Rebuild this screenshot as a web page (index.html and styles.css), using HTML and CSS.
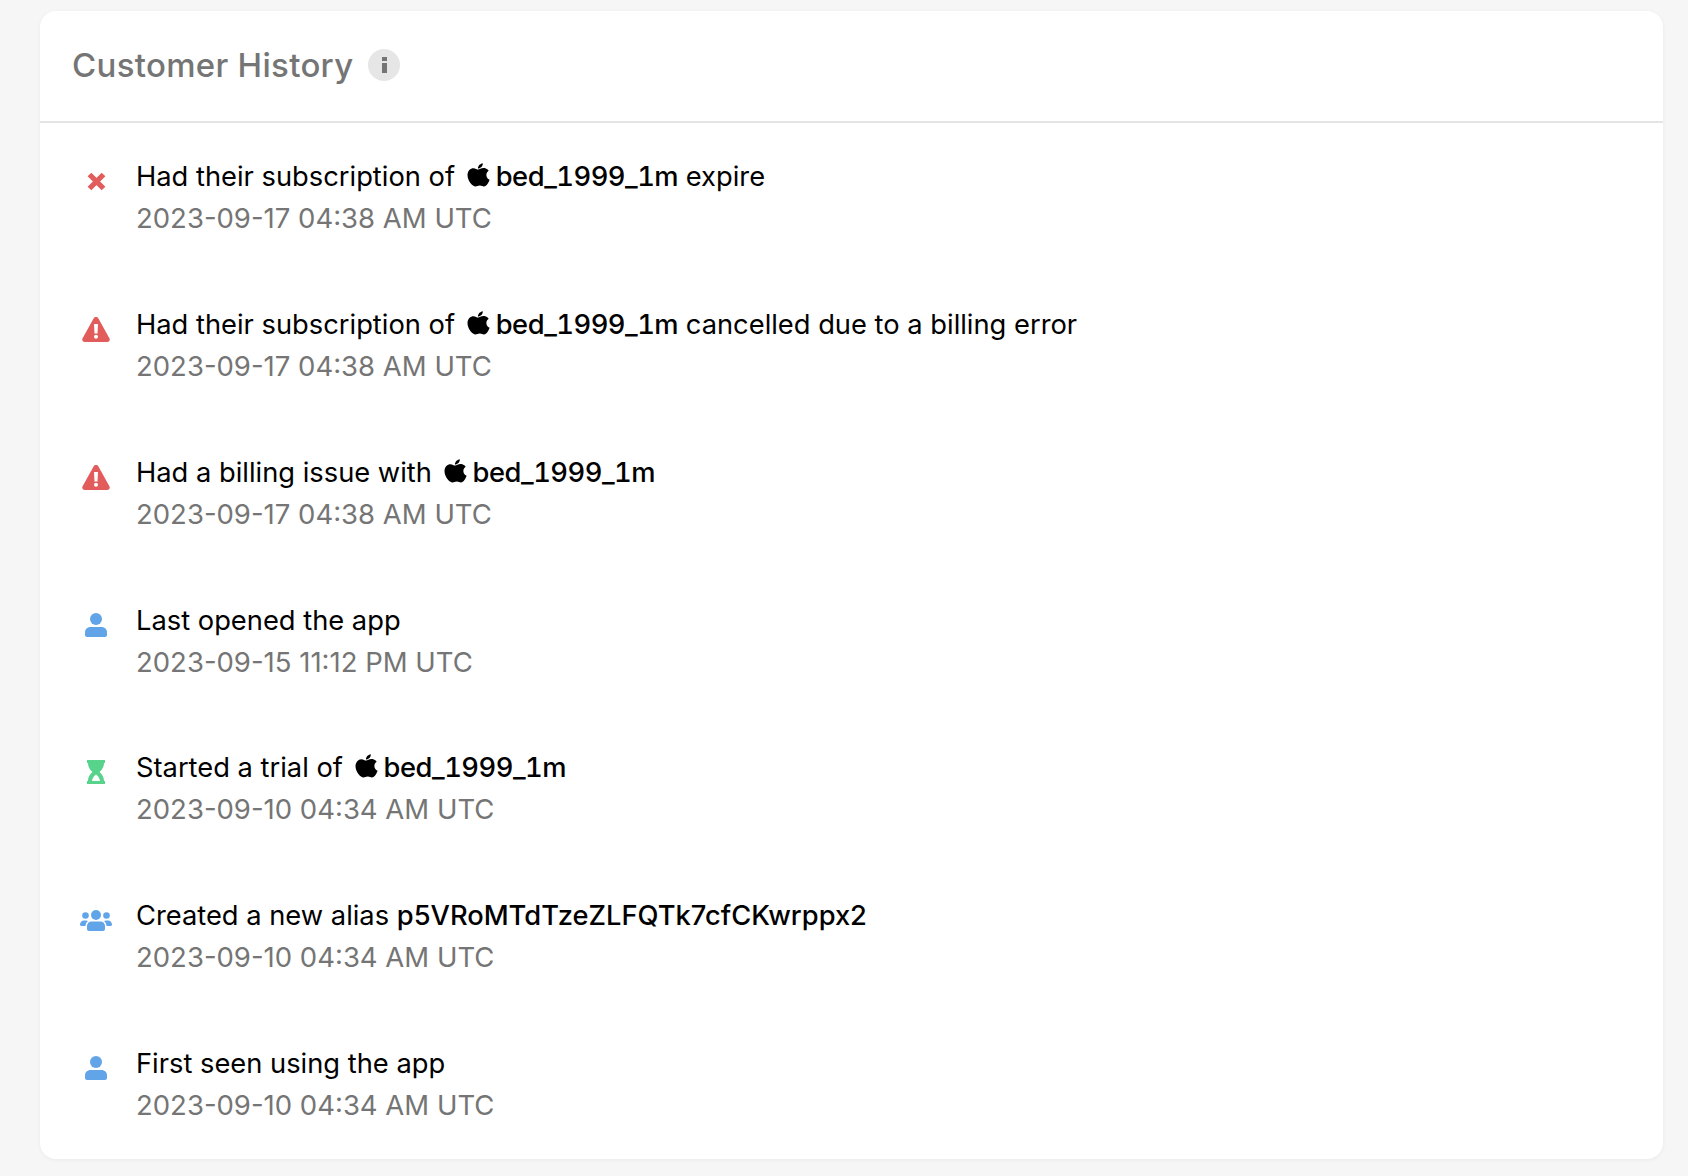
FILE: index.html
```html
<!DOCTYPE html>
<html lang="en">
<head>
<meta charset="utf-8">
<title>Customer History</title>
<link rel="stylesheet" href="styles.css">
</head>
<body>
<svg class="defs" width="0" height="0" aria-hidden="true">
  <symbol id="apple" viewBox="0 0 24 26"><path d="M12.2 6.6c1.2 0 2.9-1.5 5.3-1.5 1 0 3.6.3 5.2 2.7-3.4 2-3 7.3.9 9-.8 2.3-2.9 6.800-5.700 6.800-1.400 0-2.100-1-4.100-1-2.100 0-2.800 1-4.200 1C6.500 23.600 1.500 17.800 1.500 12.300c0-4.500 3-7.100 6-7.100 1.800 0 3.400 1.400 4.700 1.400z"/><path d="M12 5.500C11.800 3 14 .6 16.800.2c.2 2.800-2.200 5.300-4.800 5.300z"/></symbol>
  <symbol id="user" viewBox="0 0 24 26"><circle cx="12" cy="7" r="6"/><path d="M6.500 15h11c3.200 0 5.500 2.300 5.500 5.500V23c0 1-1 2-2 2H3c-1 0-2-1-2-2v-2.500C1 17.300 3.300 15 6.500 15z"/></symbol>
  <symbol id="warn" viewBox="0 0 28 26"><path fill-rule="evenodd" d="M14 .5c1 0 1.800.5 2.300 1.300l11.100 20c1 1.800-.2 3.700-2.200 3.700H2.800c-2 0-3.200-1.900-2.200-3.700l11.100-20C12.200 1 13 .5 14 .5zM12 7.500l.5 9.500h3l.5-9.500zM14 18.200a2 2 0 1 0 0 4 2 2 0 0 0 0-4z"/></symbol>
</svg>
<main class="card">
  <header class="card-head">
    <h1 class="title">Customer History</h1>
    <span class="info" aria-label="info"><span class="info-dot"></span><span class="info-bar"></span></span>
  </header>
  <ul class="events">
    <li class="event">
      <span class="ico"><svg class="i-x" viewBox="0 0 18 18"><path d="M3 3l12 12M15 3L3 15"/></svg></span>
      <div class="body">
        <p class="line">Had their subscription of <svg class="apple"><use href="#apple"/></svg><b class="product">bed_1999_1m</b> expire</p>
        <p class="time">2023-09-17 04:38 AM UTC</p>
      </div>
    </li>
    <li class="event">
      <span class="ico"><svg class="i-warn"><use href="#warn"/></svg></span>
      <div class="body">
        <p class="line">Had their subscription of <svg class="apple"><use href="#apple"/></svg><b class="product">bed_1999_1m</b> cancelled due to a billing error</p>
        <p class="time">2023-09-17 04:38 AM UTC</p>
      </div>
    </li>
    <li class="event">
      <span class="ico"><svg class="i-warn"><use href="#warn"/></svg></span>
      <div class="body">
        <p class="line">Had a billing issue with <svg class="apple"><use href="#apple"/></svg><b class="product">bed_1999_1m</b></p>
        <p class="time">2023-09-17 04:38 AM UTC</p>
      </div>
    </li>
    <li class="event">
      <span class="ico"><svg class="i-user"><use href="#user"/></svg></span>
      <div class="body">
        <p class="line">Last opened the app</p>
        <p class="time">2023-09-15 11:12 PM UTC</p>
      </div>
    </li>
    <li class="event">
      <span class="ico"><svg class="i-glass" viewBox="0 0 20 26"><path fill-rule="evenodd" d="M1 1h18v3h-1c0 4.500-2.500 7-4.500 9 2 2 4.500 4.500 4.500 9h1v3H1v-3h1c0-4.500 2.500-7 4.500-9C4.500 11 2 8.500 2 4H1zM10 15.500c-1.800 1.300-3.500 3.300-4 6.500h8c-.500-3.200-2.200-5.200-4-6.500z"/></svg></span>
      <div class="body">
        <p class="line">Started a trial of <svg class="apple"><use href="#apple"/></svg><b class="product">bed_1999_1m</b></p>
        <p class="time">2023-09-10 04:34 AM UTC</p>
      </div>
    </li>
    <li class="event">
      <span class="ico"><svg class="i-users" viewBox="0 0 32 22"><circle cx="16" cy="6" r="5"/><path d="M11.500 12.500h9c2.500 0 4.500 2 4.500 4.500v3c0 1-.8 2-2 2H9c-1.200 0-2-1-2-2v-3c0-2.500 2-4.500 4.500-4.500z"/><circle cx="5.500" cy="6.500" r="3.300"/><circle cx="26.500" cy="6.500" r="3.300"/><path d="M6 11.500c.8 0 1.500.2 2 .5-1.500 1.200-2.500 3-2.500 5H1.500C.7 17 0 16.300 0 15.500 0 13.300 1.800 11.500 4 11.500zM26 11.500c-.8 0-1.500.2-2 .5 1.500 1.200 2.500 3 2.500 5h4c.8 0 1.500-.7 1.500-1.500 0-2.200-1.800-4-4-4z"/></svg></span>
      <div class="body">
        <p class="line">Created a new alias <b>p5VRoMTdTzeZLFQTk7cfCKwrppx2</b></p>
        <p class="time">2023-09-10 04:34 AM UTC</p>
      </div>
    </li>
    <li class="event">
      <span class="ico"><svg class="i-user"><use href="#user"/></svg></span>
      <div class="body">
        <p class="line">First seen using the app</p>
        <p class="time">2023-09-10 04:34 AM UTC</p>
      </div>
    </li>
  </ul>
</main>
</body>
</html>
```
FILE: styles.css
```css
* { box-sizing: border-box; }
html, body { margin: 0; height: 100%; }
body {
  background: #f6f6f6;
  padding: 11px 25px 17px 40px;
  font-family: Inter, "Liberation Sans", sans-serif;
  overflow: hidden;
}
.defs { display: block; height: 0; }
.card {
  background: #fff;
  border-radius: 16px;
  height: 1148px;
  box-shadow: 0 1px 4px rgba(0, 0, 0, .05);
}
.card-head {
  height: 112px;
  padding: 0 32px 2px;
  display: flex;
  align-items: center;
  gap: 15px;
  border-bottom: 2px solid #e4e4e4;
}
.title {
  margin: 0;
  font-size: 33px;
  font-weight: 500;
  letter-spacing: .3px;
  color: #757575;
}
.info {
  width: 32px;
  height: 32px;
  border-radius: 50%;
  background: #e6e6e6;
  display: flex;
  flex-direction: column;
  align-items: center;
  justify-content: center;
  gap: 2px;
}
.info-dot { width: 5px; height: 4px; background: #757575; }
.info-bar { width: 5px; height: 10px; background: #757575; }
.events { list-style: none; margin: 0; padding: 0 0 0 40px; }
.event { display: flex; height: 147.85px; padding-top: 33px; }
.ico { width: 56px; flex: none; padding-top: 12px; display: flex; justify-content: flex-start; }
.body { min-width: 0; }
.line, .time { margin: 0; }
.line { font-size: 27.3px; line-height: 42px; color: #000; }
.line b { font-weight: 450; }
.product { font-variant-numeric: tabular-nums; letter-spacing: -.5px; }
.time { font-size: 27.5px; line-height: 41px; color: #757575; }
.apple { width: 24px; height: 26px; margin: 0 6px 0 3px; vertical-align: -3px; fill: #000; }
.i-x { width: 21px; height: 21px; margin: 3px 0 0 6px; fill: none; stroke: #e25c5c; stroke-width: 4.5; }
.i-warn { width: 28px; height: 27px; margin-left: 2px; fill: #e25c5c; }
.i-user { width: 24px; height: 26px; margin-left: 4px; fill: #62a4e8; }
.i-glass { width: 20px; height: 26px; margin-left: 6px; fill: #57d38c; }
.i-users { width: 32px; height: 22px; margin-top: 2px; fill: #62a4e8; }
```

TASK TO CARRY OUT – In your copy, leave out the pictures and reproduce the material above exactly.

FULL ANSWER –
Rebuild this screenshot as a web page (index.html and styles.css), using HTML and CSS.
FILE: index.html
```html
<!DOCTYPE html>
<html lang="en">
<head>
<meta charset="utf-8">
<title>Customer History</title>
<link rel="stylesheet" href="styles.css">
</head>
<body>
<svg class="defs" width="0" height="0" aria-hidden="true">
  <symbol id="apple" viewBox="0 0 24 26"><path d="M12.2 6.6c1.2 0 2.9-1.5 5.3-1.5 1 0 3.6.3 5.2 2.7-3.4 2-3 7.3.9 9-.8 2.3-2.9 6.800-5.700 6.800-1.400 0-2.100-1-4.100-1-2.100 0-2.800 1-4.200 1C6.500 23.600 1.500 17.800 1.500 12.300c0-4.500 3-7.100 6-7.100 1.800 0 3.400 1.400 4.700 1.400z"/><path d="M12 5.500C11.800 3 14 .6 16.800.2c.2 2.800-2.200 5.300-4.800 5.300z"/></symbol>
  <symbol id="user" viewBox="0 0 24 26"><circle cx="12" cy="7" r="6"/><path d="M6.500 15h11c3.200 0 5.500 2.300 5.500 5.500V23c0 1-1 2-2 2H3c-1 0-2-1-2-2v-2.500C1 17.300 3.300 15 6.500 15z"/></symbol>
  <symbol id="warn" viewBox="0 0 28 26"><path fill-rule="evenodd" d="M14 .5c1 0 1.800.5 2.300 1.300l11.100 20c1 1.800-.2 3.700-2.200 3.700H2.800c-2 0-3.200-1.900-2.200-3.700l11.100-20C12.200 1 13 .5 14 .5zM12 7.500l.5 9.500h3l.5-9.500zM14 18.200a2 2 0 1 0 0 4 2 2 0 0 0 0-4z"/></symbol>
</svg>
<main class="card">
  <header class="card-head">
    <h1 class="title">Customer History</h1>
    <span class="info" aria-label="info"><span class="info-dot"></span><span class="info-bar"></span></span>
  </header>
  <ul class="events">
    <li class="event">
      <span class="ico"><svg class="i-x" viewBox="0 0 18 18"><path d="M3 3l12 12M15 3L3 15"/></svg></span>
      <div class="body">
        <p class="line">Had their subscription of <svg class="apple"><use href="#apple"/></svg><b class="product">bed_1999_1m</b> expire</p>
        <p class="time">2023-09-17 04:38 AM UTC</p>
      </div>
    </li>
    <li class="event">
      <span class="ico"><svg class="i-warn"><use href="#warn"/></svg></span>
      <div class="body">
        <p class="line">Had their subscription of <svg class="apple"><use href="#apple"/></svg><b class="product">bed_1999_1m</b> cancelled due to a billing error</p>
        <p class="time">2023-09-17 04:38 AM UTC</p>
      </div>
    </li>
    <li class="event">
      <span class="ico"><svg class="i-warn"><use href="#warn"/></svg></span>
      <div class="body">
        <p class="line">Had a billing issue with <svg class="apple"><use href="#apple"/></svg><b class="product">bed_1999_1m</b></p>
        <p class="time">2023-09-17 04:38 AM UTC</p>
      </div>
    </li>
    <li class="event">
      <span class="ico"><svg class="i-user"><use href="#user"/></svg></span>
      <div class="body">
        <p class="line">Last opened the app</p>
        <p class="time">2023-09-15 11:12 PM UTC</p>
      </div>
    </li>
    <li class="event">
      <span class="ico"><svg class="i-glass" viewBox="0 0 20 26"><path fill-rule="evenodd" d="M1 1h18v3h-1c0 4.500-2.500 7-4.500 9 2 2 4.500 4.500 4.500 9h1v3H1v-3h1c0-4.500 2.500-7 4.500-9C4.500 11 2 8.500 2 4H1zM10 15.500c-1.800 1.300-3.500 3.300-4 6.500h8c-.500-3.200-2.200-5.200-4-6.500z"/></svg></span>
      <div class="body">
        <p class="line">Started a trial of <svg class="apple"><use href="#apple"/></svg><b class="product">bed_1999_1m</b></p>
        <p class="time">2023-09-10 04:34 AM UTC</p>
      </div>
    </li>
    <li class="event">
      <span class="ico"><svg class="i-users" viewBox="0 0 32 22"><circle cx="16" cy="6" r="5"/><path d="M11.500 12.500h9c2.500 0 4.500 2 4.500 4.500v3c0 1-.8 2-2 2H9c-1.200 0-2-1-2-2v-3c0-2.500 2-4.500 4.500-4.500z"/><circle cx="5.500" cy="6.500" r="3.300"/><circle cx="26.500" cy="6.500" r="3.300"/><path d="M6 11.500c.8 0 1.500.2 2 .5-1.500 1.200-2.500 3-2.500 5H1.500C.7 17 0 16.300 0 15.500 0 13.300 1.800 11.500 4 11.500zM26 11.500c-.8 0-1.500.2-2 .5 1.500 1.200 2.500 3 2.500 5h4c.8 0 1.500-.7 1.500-1.500 0-2.200-1.800-4-4-4z"/></svg></span>
      <div class="body">
        <p class="line">Created a new alias <b>p5VRoMTdTzeZLFQTk7cfCKwrppx2</b></p>
        <p class="time">2023-09-10 04:34 AM UTC</p>
      </div>
    </li>
    <li class="event">
      <span class="ico"><svg class="i-user"><use href="#user"/></svg></span>
      <div class="body">
        <p class="line">First seen using the app</p>
        <p class="time">2023-09-10 04:34 AM UTC</p>
      </div>
    </li>
  </ul>
</main>
</body>
</html>
```
FILE: styles.css
```css
* { box-sizing: border-box; }
html, body { margin: 0; height: 100%; }
body {
  background: #f6f6f6;
  padding: 11px 25px 17px 40px;
  font-family: Inter, "Liberation Sans", sans-serif;
  overflow: hidden;
}
.defs { display: block; height: 0; }
.card {
  background: #fff;
  border-radius: 16px;
  height: 1148px;
  box-shadow: 0 1px 4px rgba(0, 0, 0, .05);
}
.card-head {
  height: 112px;
  padding: 0 32px 2px;
  display: flex;
  align-items: center;
  gap: 15px;
  border-bottom: 2px solid #e4e4e4;
}
.title {
  margin: 0;
  font-size: 33px;
  font-weight: 500;
  letter-spacing: .3px;
  color: #757575;
}
.info {
  width: 32px;
  height: 32px;
  border-radius: 50%;
  background: #e6e6e6;
  display: flex;
  flex-direction: column;
  align-items: center;
  justify-content: center;
  gap: 2px;
}
.info-dot { width: 5px; height: 4px; background: #757575; }
.info-bar { width: 5px; height: 10px; background: #757575; }
.events { list-style: none; margin: 0; padding: 0 0 0 40px; }
.event { display: flex; height: 147.85px; padding-top: 33px; }
.ico { width: 56px; flex: none; padding-top: 12px; display: flex; justify-content: flex-start; }
.body { min-width: 0; }
.line, .time { margin: 0; }
.line { font-size: 27.3px; line-height: 42px; color: #000; }
.line b { font-weight: 450; }
.product { font-variant-numeric: tabular-nums; letter-spacing: -.5px; }
.time { font-size: 27.5px; line-height: 41px; color: #757575; }
.apple { width: 24px; height: 26px; margin: 0 6px 0 3px; vertical-align: -3px; fill: #000; }
.i-x { width: 21px; height: 21px; margin: 3px 0 0 6px; fill: none; stroke: #e25c5c; stroke-width: 4.5; }
.i-warn { width: 28px; height: 27px; margin-left: 2px; fill: #e25c5c; }
.i-user { width: 24px; height: 26px; margin-left: 4px; fill: #62a4e8; }
.i-glass { width: 20px; height: 26px; margin-left: 6px; fill: #57d38c; }
.i-users { width: 32px; height: 22px; margin-top: 2px; fill: #62a4e8; }
```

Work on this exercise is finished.